Korean electronics company Samsung says it has developed a mobile phone with a fuel cell the size of a credit card. Running on a supply of methanol, which is stored in an ink cartridge-like capsule, Samsung claims its prototype fuel cell can operate a mobile for 26 hours on standby or power the phone for 2.6 hours of chat. After that the fuel cell is recharged with another methanol capsule. The Koreans hope to market it in 2004.

Toshiba, meanwhile, says it will commercialise a fuel cell battery-operated notebook computer by 2004 with an operation time of about 10 hours, three times longer than conventional batteries.

Superior energy supply is definitely one area where the fuel cell promises to outperform batteries, but their environmental credentials are not as "clean" as they might seem at first glance, says Greenpeace campaigner Rob Gueterbock.

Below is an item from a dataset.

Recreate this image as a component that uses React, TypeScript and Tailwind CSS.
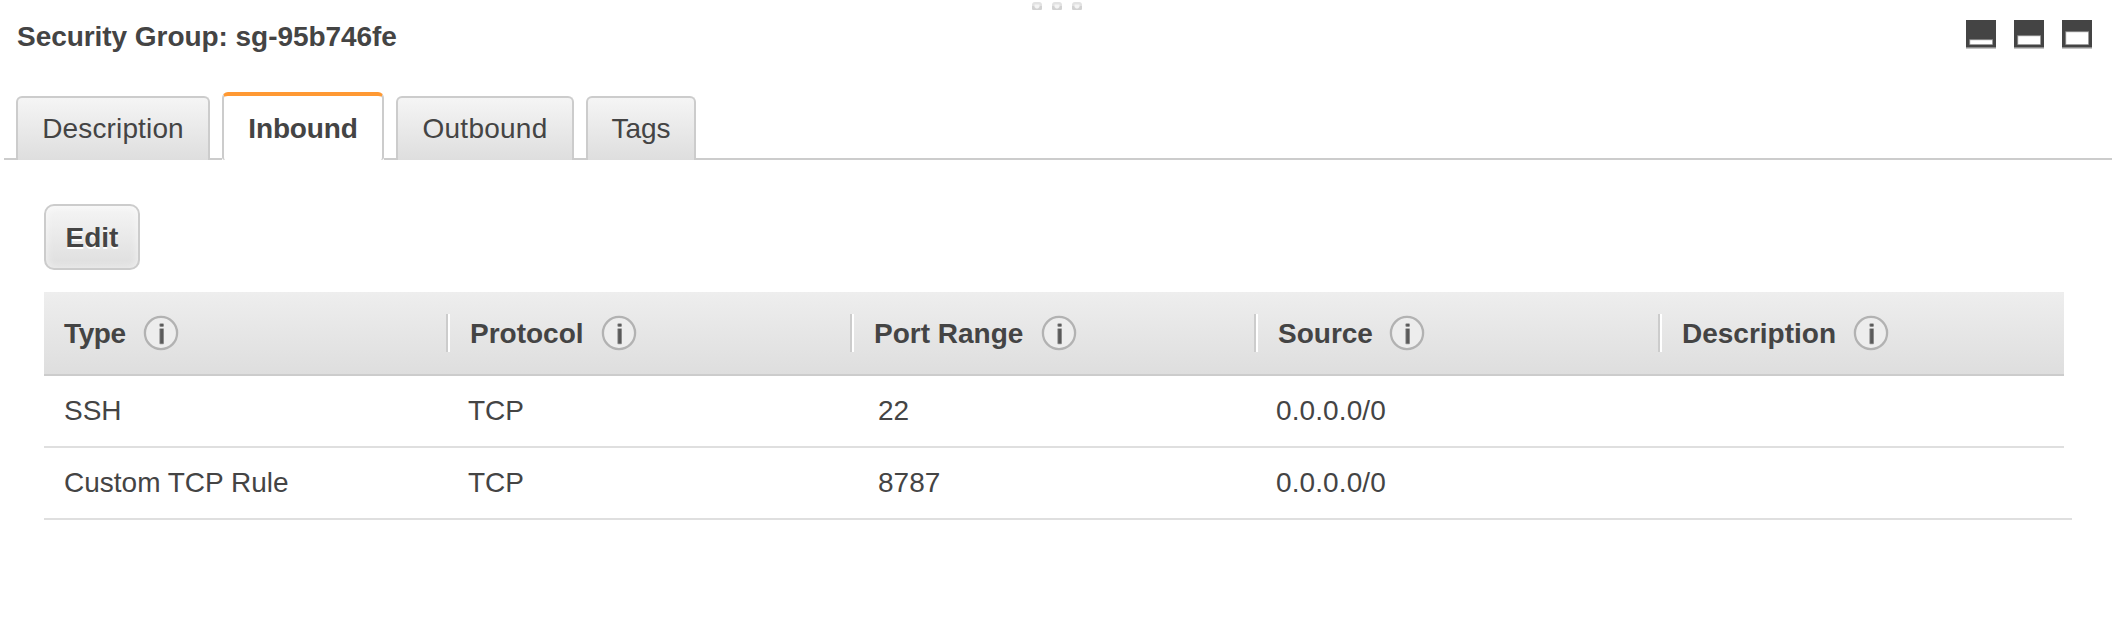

"It's true that they are more environmentally friendly than batteries, but they will not reduce significantly our dependence on fossil fuels. Methanol, after all, is derived from petroleum."

For the electronics companies the green aspects of the fuel cell are merely incidental. The power they generate is the most important aspect of the technology, he says.

"It was the increasing demand for on-board electronics in cars etc, which require more power, that drove the development of fuel cell-powered cars. This is what has been driving fuel cell technology in electronics, too, not so much environmental issues."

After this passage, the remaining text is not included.